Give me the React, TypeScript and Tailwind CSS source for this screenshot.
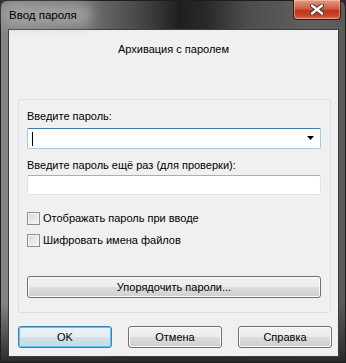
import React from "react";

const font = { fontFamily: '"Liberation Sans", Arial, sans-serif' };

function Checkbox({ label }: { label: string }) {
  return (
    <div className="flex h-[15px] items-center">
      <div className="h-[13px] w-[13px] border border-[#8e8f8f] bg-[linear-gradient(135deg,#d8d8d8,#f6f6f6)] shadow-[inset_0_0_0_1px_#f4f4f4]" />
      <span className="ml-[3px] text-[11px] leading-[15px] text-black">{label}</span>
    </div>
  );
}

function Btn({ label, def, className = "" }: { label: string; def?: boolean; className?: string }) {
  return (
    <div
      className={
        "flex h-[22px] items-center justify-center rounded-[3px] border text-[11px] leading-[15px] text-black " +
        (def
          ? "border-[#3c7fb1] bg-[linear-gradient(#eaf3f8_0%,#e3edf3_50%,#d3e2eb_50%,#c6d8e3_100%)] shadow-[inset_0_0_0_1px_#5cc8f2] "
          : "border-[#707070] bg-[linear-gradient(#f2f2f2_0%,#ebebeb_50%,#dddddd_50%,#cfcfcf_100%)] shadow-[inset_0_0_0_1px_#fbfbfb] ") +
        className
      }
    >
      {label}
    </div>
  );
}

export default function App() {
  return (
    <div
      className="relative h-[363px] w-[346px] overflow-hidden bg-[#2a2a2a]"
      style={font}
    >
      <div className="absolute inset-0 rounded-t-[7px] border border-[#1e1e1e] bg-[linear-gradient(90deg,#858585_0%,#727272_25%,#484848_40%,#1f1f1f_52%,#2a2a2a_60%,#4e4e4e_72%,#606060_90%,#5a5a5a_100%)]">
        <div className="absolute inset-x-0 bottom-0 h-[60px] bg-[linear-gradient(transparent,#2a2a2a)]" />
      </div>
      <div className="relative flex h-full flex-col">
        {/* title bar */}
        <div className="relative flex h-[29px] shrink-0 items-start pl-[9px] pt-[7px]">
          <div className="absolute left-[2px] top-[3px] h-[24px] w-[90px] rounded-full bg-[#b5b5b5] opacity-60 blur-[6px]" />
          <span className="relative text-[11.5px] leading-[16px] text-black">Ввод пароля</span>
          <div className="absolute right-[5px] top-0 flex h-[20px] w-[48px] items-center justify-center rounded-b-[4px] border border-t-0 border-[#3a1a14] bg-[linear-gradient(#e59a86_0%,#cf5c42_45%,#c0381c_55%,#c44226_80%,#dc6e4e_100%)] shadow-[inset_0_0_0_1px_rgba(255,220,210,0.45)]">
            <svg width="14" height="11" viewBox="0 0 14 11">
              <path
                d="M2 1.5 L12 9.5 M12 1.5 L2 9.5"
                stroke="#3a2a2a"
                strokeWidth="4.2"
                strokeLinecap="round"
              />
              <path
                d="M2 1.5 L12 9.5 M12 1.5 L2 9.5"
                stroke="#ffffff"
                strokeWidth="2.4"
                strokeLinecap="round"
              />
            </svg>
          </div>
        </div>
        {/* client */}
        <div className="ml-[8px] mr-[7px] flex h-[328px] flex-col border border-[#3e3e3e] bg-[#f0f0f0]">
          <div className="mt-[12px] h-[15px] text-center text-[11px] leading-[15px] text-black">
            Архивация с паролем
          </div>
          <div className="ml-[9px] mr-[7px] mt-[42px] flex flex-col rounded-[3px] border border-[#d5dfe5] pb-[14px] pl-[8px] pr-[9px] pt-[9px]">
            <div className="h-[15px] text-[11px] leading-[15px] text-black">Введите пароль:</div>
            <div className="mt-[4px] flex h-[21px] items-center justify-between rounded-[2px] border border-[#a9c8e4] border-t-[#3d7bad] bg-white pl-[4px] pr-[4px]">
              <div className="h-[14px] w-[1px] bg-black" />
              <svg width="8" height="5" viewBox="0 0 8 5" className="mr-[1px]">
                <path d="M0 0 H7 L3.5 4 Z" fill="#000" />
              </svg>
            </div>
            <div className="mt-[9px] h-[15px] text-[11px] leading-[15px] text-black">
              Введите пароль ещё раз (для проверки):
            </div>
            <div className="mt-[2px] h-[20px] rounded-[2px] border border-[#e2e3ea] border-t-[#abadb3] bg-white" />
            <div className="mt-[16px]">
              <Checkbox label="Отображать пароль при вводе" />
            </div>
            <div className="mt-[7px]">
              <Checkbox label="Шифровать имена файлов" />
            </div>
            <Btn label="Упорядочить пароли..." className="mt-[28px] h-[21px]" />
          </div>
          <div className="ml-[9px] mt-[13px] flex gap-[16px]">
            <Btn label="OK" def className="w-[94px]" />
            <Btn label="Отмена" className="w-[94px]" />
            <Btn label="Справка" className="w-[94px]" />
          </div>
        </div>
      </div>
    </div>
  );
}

○ ○ ○

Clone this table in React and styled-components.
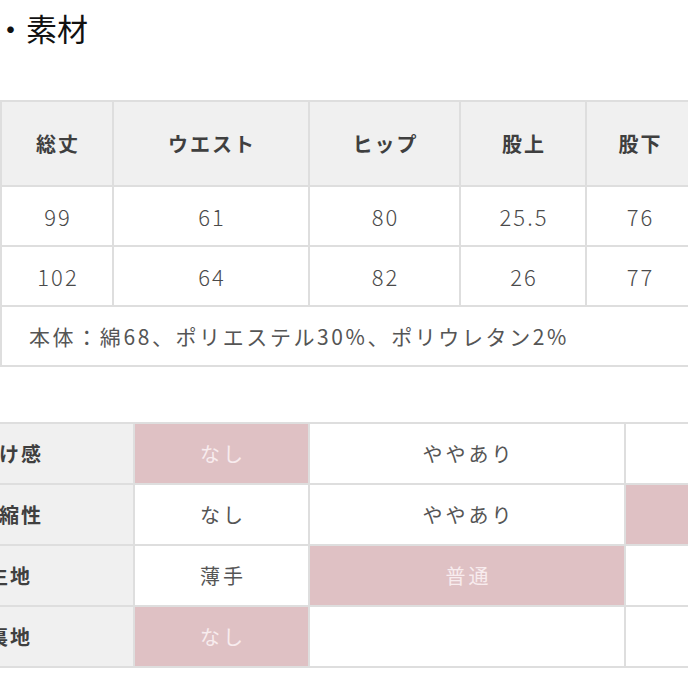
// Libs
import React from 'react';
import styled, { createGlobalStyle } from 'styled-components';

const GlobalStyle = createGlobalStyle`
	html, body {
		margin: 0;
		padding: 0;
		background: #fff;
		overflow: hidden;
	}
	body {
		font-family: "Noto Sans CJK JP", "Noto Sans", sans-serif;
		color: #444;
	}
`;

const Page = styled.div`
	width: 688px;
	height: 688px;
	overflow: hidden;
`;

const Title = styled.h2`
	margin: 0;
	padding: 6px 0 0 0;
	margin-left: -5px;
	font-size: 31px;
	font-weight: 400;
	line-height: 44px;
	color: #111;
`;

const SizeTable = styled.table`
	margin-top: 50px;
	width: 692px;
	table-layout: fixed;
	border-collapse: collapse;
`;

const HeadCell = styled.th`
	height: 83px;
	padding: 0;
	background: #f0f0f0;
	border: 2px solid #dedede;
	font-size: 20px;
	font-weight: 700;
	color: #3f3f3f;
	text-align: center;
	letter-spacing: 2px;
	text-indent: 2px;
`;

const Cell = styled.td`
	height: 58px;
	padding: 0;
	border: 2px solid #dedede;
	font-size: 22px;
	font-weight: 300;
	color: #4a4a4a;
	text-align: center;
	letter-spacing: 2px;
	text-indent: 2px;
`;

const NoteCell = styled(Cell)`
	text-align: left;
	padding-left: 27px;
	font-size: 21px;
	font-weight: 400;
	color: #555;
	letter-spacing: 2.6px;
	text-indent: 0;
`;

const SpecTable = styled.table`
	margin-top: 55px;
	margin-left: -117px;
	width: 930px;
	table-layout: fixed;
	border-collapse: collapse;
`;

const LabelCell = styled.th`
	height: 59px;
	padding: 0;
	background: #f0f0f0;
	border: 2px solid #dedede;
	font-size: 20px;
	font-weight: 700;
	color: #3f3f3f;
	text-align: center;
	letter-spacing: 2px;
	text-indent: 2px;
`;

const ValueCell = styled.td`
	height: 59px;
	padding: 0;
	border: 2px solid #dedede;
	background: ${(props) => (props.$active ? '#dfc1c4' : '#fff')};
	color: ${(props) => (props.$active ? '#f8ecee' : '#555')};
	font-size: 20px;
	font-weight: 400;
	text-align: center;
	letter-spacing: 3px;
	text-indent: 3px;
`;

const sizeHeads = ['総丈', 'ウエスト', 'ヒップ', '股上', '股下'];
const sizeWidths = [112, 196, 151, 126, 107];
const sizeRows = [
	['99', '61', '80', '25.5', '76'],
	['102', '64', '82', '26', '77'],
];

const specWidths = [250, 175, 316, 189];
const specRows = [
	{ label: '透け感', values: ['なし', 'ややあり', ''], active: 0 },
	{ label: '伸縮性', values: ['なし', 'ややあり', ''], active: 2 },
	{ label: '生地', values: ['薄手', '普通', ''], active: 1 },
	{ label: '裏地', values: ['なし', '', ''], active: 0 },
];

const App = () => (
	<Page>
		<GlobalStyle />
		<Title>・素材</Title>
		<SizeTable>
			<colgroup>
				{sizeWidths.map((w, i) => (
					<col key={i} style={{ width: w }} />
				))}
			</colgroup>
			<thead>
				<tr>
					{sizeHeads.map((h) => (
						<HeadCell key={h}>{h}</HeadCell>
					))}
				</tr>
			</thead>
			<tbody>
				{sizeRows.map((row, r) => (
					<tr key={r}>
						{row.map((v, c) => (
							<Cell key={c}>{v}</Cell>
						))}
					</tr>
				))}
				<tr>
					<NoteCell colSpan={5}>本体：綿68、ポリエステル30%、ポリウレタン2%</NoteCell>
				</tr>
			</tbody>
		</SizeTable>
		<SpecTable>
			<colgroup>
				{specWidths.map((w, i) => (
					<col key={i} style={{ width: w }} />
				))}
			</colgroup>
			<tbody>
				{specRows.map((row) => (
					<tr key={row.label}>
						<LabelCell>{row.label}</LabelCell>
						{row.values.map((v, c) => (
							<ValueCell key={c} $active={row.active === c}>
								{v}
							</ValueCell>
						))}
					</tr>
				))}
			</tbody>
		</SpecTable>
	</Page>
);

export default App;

○ ○ ○

→ Exercise goal
Look through the records and gather each line with the word "components".

→ Final result
Clone this table in React and styled-components.
import styled, { createGlobalStyle } from 'styled-components';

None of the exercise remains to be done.